--- DATASET EXTRACT ---
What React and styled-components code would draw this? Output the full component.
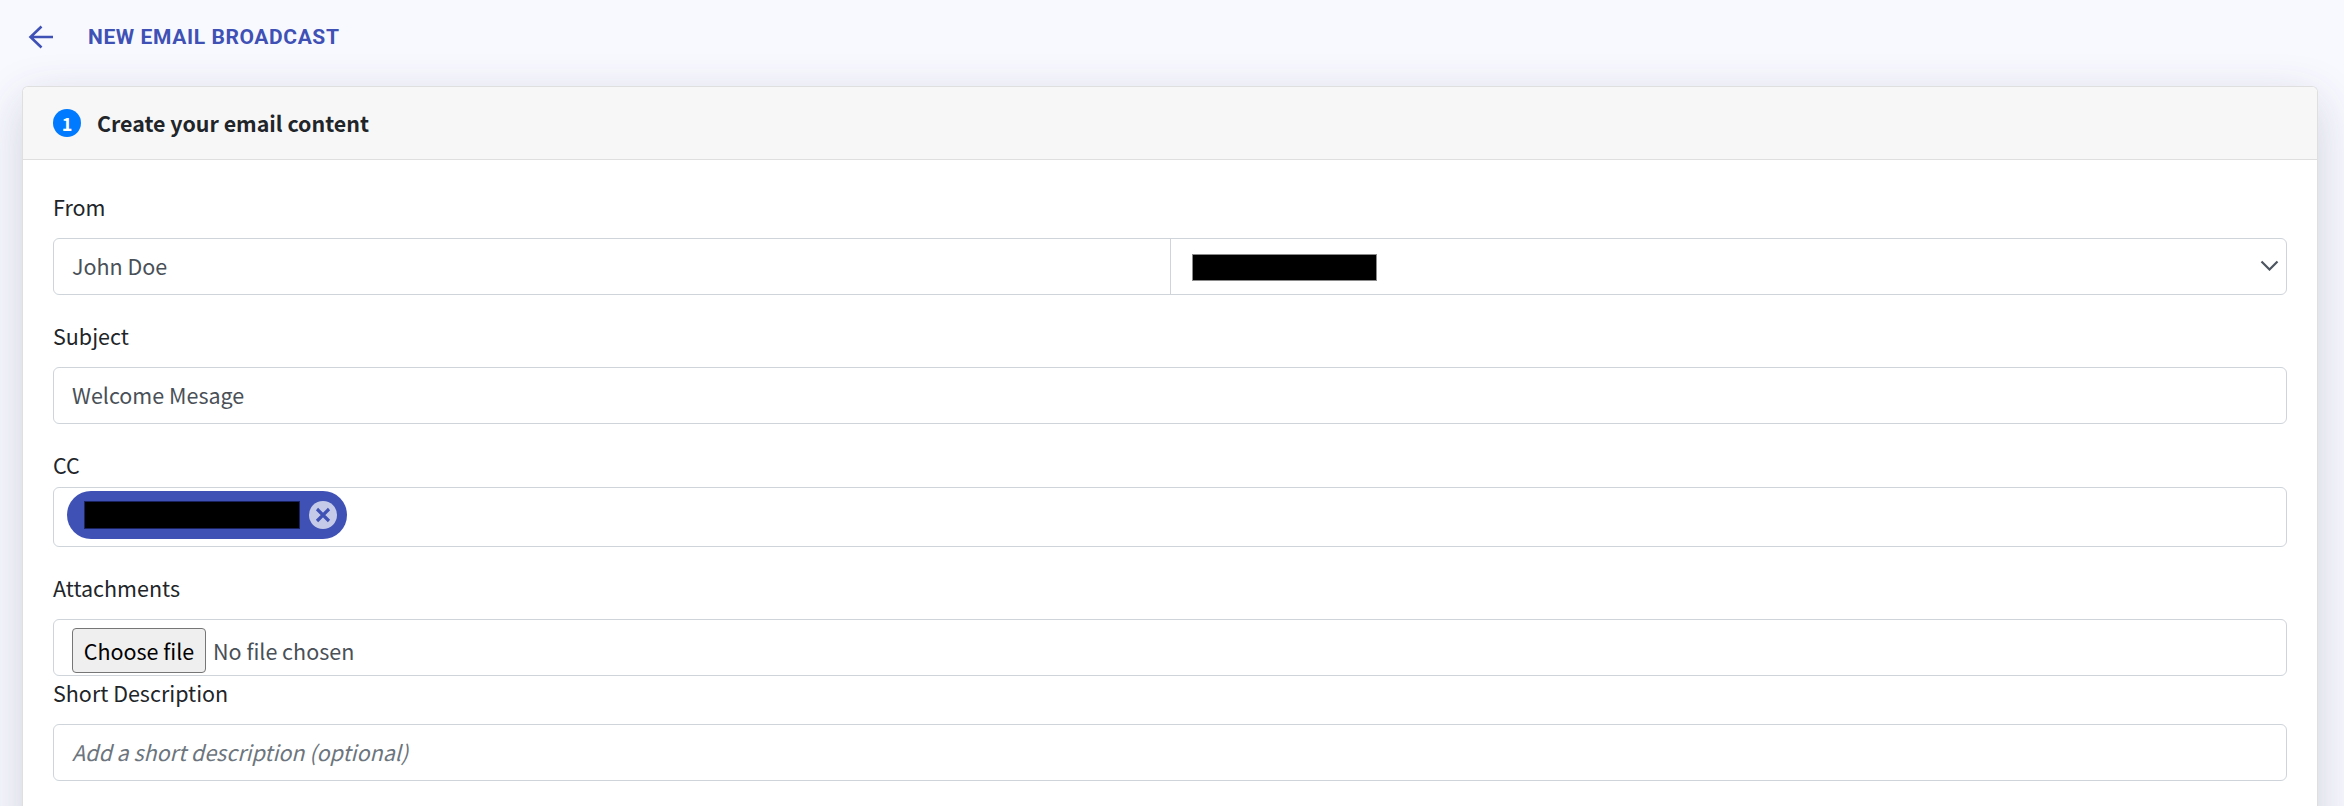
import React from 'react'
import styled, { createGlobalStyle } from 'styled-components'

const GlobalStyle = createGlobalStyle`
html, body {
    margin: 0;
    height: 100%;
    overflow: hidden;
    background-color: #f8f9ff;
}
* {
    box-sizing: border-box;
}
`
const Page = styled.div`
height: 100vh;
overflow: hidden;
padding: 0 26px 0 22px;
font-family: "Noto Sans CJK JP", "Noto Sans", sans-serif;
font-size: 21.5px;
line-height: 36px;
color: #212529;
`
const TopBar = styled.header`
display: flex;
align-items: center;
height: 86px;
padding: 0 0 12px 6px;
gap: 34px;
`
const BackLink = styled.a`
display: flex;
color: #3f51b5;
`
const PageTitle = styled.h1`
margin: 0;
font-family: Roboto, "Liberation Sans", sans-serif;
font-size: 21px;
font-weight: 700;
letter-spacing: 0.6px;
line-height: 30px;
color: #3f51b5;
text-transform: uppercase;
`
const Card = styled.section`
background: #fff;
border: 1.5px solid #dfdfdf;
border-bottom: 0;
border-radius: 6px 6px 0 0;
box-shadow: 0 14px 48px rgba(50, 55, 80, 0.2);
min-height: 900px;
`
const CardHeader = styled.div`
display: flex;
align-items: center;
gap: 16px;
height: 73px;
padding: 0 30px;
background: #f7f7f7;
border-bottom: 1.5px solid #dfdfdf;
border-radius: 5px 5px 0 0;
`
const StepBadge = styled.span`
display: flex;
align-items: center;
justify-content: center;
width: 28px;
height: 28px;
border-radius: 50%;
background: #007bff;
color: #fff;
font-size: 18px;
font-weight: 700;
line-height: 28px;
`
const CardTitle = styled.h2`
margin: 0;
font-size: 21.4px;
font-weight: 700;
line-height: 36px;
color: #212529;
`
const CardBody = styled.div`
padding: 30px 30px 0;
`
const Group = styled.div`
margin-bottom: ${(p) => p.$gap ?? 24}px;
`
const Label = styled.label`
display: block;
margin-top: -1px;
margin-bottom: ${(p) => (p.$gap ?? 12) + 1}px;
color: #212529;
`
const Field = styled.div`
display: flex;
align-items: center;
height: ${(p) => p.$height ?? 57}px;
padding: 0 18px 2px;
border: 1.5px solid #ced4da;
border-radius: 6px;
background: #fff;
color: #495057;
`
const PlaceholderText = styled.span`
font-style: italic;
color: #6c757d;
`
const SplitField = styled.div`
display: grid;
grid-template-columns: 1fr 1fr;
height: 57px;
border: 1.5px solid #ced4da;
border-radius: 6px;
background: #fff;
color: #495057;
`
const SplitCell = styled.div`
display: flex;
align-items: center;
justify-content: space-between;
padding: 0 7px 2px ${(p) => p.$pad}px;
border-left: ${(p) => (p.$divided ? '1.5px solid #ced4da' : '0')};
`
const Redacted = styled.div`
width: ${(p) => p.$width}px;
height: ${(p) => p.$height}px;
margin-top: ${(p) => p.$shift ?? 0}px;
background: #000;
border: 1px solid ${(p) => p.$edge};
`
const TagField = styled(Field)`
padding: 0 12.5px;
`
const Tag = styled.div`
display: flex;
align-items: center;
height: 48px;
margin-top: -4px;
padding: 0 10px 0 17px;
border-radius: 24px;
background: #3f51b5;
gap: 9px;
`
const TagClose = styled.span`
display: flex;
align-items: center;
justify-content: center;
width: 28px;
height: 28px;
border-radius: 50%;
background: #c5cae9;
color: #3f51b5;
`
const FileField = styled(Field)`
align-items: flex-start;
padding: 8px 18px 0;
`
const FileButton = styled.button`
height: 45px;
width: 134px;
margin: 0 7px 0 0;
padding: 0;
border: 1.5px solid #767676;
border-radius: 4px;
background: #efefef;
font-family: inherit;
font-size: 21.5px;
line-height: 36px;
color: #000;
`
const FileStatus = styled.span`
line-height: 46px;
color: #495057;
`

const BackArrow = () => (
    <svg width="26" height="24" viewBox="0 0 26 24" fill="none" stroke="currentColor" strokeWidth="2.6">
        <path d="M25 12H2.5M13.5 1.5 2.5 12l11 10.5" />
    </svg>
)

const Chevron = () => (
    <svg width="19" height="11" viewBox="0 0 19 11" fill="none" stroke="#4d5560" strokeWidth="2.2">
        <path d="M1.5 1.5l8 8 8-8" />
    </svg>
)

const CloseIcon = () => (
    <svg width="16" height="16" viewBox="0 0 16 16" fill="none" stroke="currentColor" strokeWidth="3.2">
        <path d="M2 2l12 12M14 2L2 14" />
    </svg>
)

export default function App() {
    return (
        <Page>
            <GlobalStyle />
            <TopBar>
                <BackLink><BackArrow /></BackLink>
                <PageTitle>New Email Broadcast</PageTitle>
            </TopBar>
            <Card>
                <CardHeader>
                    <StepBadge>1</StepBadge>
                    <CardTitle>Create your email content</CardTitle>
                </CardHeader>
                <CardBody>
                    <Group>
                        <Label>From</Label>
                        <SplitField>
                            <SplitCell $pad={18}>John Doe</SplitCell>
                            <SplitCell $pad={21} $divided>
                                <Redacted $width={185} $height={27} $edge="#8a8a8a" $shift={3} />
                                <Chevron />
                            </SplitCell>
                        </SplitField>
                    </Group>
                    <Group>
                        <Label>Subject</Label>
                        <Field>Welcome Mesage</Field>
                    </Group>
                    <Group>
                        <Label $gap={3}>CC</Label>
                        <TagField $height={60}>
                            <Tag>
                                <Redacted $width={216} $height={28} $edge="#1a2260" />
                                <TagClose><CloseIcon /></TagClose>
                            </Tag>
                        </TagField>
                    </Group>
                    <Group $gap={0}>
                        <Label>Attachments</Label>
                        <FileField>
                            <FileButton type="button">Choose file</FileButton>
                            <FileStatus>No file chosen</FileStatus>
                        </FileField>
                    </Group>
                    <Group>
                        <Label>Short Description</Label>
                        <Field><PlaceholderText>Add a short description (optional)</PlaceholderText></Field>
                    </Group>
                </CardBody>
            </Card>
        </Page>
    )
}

--- EXERCISE TASK ---
Restate the whole of the material word for word without the pictures.

--- WRITTEN ANSWER ---
What React and styled-components code would draw this? Output the full component.
import React from 'react'
import styled, { createGlobalStyle } from 'styled-components'

const GlobalStyle = createGlobalStyle`
html, body {
    margin: 0;
    height: 100%;
    overflow: hidden;
    background-color: #f8f9ff;
}
* {
    box-sizing: border-box;
}
`
const Page = styled.div`
height: 100vh;
overflow: hidden;
padding: 0 26px 0 22px;
font-family: "Noto Sans CJK JP", "Noto Sans", sans-serif;
font-size: 21.5px;
line-height: 36px;
color: #212529;
`
const TopBar = styled.header`
display: flex;
align-items: center;
height: 86px;
padding: 0 0 12px 6px;
gap: 34px;
`
const BackLink = styled.a`
display: flex;
color: #3f51b5;
`
const PageTitle = styled.h1`
margin: 0;
font-family: Roboto, "Liberation Sans", sans-serif;
font-size: 21px;
font-weight: 700;
letter-spacing: 0.6px;
line-height: 30px;
color: #3f51b5;
text-transform: uppercase;
`
const Card = styled.section`
background: #fff;
border: 1.5px solid #dfdfdf;
border-bottom: 0;
border-radius: 6px 6px 0 0;
box-shadow: 0 14px 48px rgba(50, 55, 80, 0.2);
min-height: 900px;
`
const CardHeader = styled.div`
display: flex;
align-items: center;
gap: 16px;
height: 73px;
padding: 0 30px;
background: #f7f7f7;
border-bottom: 1.5px solid #dfdfdf;
border-radius: 5px 5px 0 0;
`
const StepBadge = styled.span`
display: flex;
align-items: center;
justify-content: center;
width: 28px;
height: 28px;
border-radius: 50%;
background: #007bff;
color: #fff;
font-size: 18px;
font-weight: 700;
line-height: 28px;
`
const CardTitle = styled.h2`
margin: 0;
font-size: 21.4px;
font-weight: 700;
line-height: 36px;
color: #212529;
`
const CardBody = styled.div`
padding: 30px 30px 0;
`
const Group = styled.div`
margin-bottom: ${(p) => p.$gap ?? 24}px;
`
const Label = styled.label`
display: block;
margin-top: -1px;
margin-bottom: ${(p) => (p.$gap ?? 12) + 1}px;
color: #212529;
`
const Field = styled.div`
display: flex;
align-items: center;
height: ${(p) => p.$height ?? 57}px;
padding: 0 18px 2px;
border: 1.5px solid #ced4da;
border-radius: 6px;
background: #fff;
color: #495057;
`
const PlaceholderText = styled.span`
font-style: italic;
color: #6c757d;
`
const SplitField = styled.div`
display: grid;
grid-template-columns: 1fr 1fr;
height: 57px;
border: 1.5px solid #ced4da;
border-radius: 6px;
background: #fff;
color: #495057;
`
const SplitCell = styled.div`
display: flex;
align-items: center;
justify-content: space-between;
padding: 0 7px 2px ${(p) => p.$pad}px;
border-left: ${(p) => (p.$divided ? '1.5px solid #ced4da' : '0')};
`
const Redacted = styled.div`
width: ${(p) => p.$width}px;
height: ${(p) => p.$height}px;
margin-top: ${(p) => p.$shift ?? 0}px;
background: #000;
border: 1px solid ${(p) => p.$edge};
`
const TagField = styled(Field)`
padding: 0 12.5px;
`
const Tag = styled.div`
display: flex;
align-items: center;
height: 48px;
margin-top: -4px;
padding: 0 10px 0 17px;
border-radius: 24px;
background: #3f51b5;
gap: 9px;
`
const TagClose = styled.span`
display: flex;
align-items: center;
justify-content: center;
width: 28px;
height: 28px;
border-radius: 50%;
background: #c5cae9;
color: #3f51b5;
`
const FileField = styled(Field)`
align-items: flex-start;
padding: 8px 18px 0;
`
const FileButton = styled.button`
height: 45px;
width: 134px;
margin: 0 7px 0 0;
padding: 0;
border: 1.5px solid #767676;
border-radius: 4px;
background: #efefef;
font-family: inherit;
font-size: 21.5px;
line-height: 36px;
color: #000;
`
const FileStatus = styled.span`
line-height: 46px;
color: #495057;
`

const BackArrow = () => (
    <svg width="26" height="24" viewBox="0 0 26 24" fill="none" stroke="currentColor" strokeWidth="2.6">
        <path d="M25 12H2.5M13.5 1.5 2.5 12l11 10.5" />
    </svg>
)

const Chevron = () => (
    <svg width="19" height="11" viewBox="0 0 19 11" fill="none" stroke="#4d5560" strokeWidth="2.2">
        <path d="M1.5 1.5l8 8 8-8" />
    </svg>
)

const CloseIcon = () => (
    <svg width="16" height="16" viewBox="0 0 16 16" fill="none" stroke="currentColor" strokeWidth="3.2">
        <path d="M2 2l12 12M14 2L2 14" />
    </svg>
)

export default function App() {
    return (
        <Page>
            <GlobalStyle />
            <TopBar>
                <BackLink><BackArrow /></BackLink>
                <PageTitle>New Email Broadcast</PageTitle>
            </TopBar>
            <Card>
                <CardHeader>
                    <StepBadge>1</StepBadge>
                    <CardTitle>Create your email content</CardTitle>
                </CardHeader>
                <CardBody>
                    <Group>
                        <Label>From</Label>
                        <SplitField>
                            <SplitCell $pad={18}>John Doe</SplitCell>
                            <SplitCell $pad={21} $divided>
                                <Redacted $width={185} $height={27} $edge="#8a8a8a" $shift={3} />
                                <Chevron />
                            </SplitCell>
                        </SplitField>
                    </Group>
                    <Group>
                        <Label>Subject</Label>
                        <Field>Welcome Mesage</Field>
                    </Group>
                    <Group>
                        <Label $gap={3}>CC</Label>
                        <TagField $height={60}>
                            <Tag>
                                <Redacted $width={216} $height={28} $edge="#1a2260" />
                                <TagClose><CloseIcon /></TagClose>
                            </Tag>
                        </TagField>
                    </Group>
                    <Group $gap={0}>
                        <Label>Attachments</Label>
                        <FileField>
                            <FileButton type="button">Choose file</FileButton>
                            <FileStatus>No file chosen</FileStatus>
                        </FileField>
                    </Group>
                    <Group>
                        <Label>Short Description</Label>
                        <Field><PlaceholderText>Add a short description (optional)</PlaceholderText></Field>
                    </Group>
                </CardBody>
            </Card>
        </Page>
    )
}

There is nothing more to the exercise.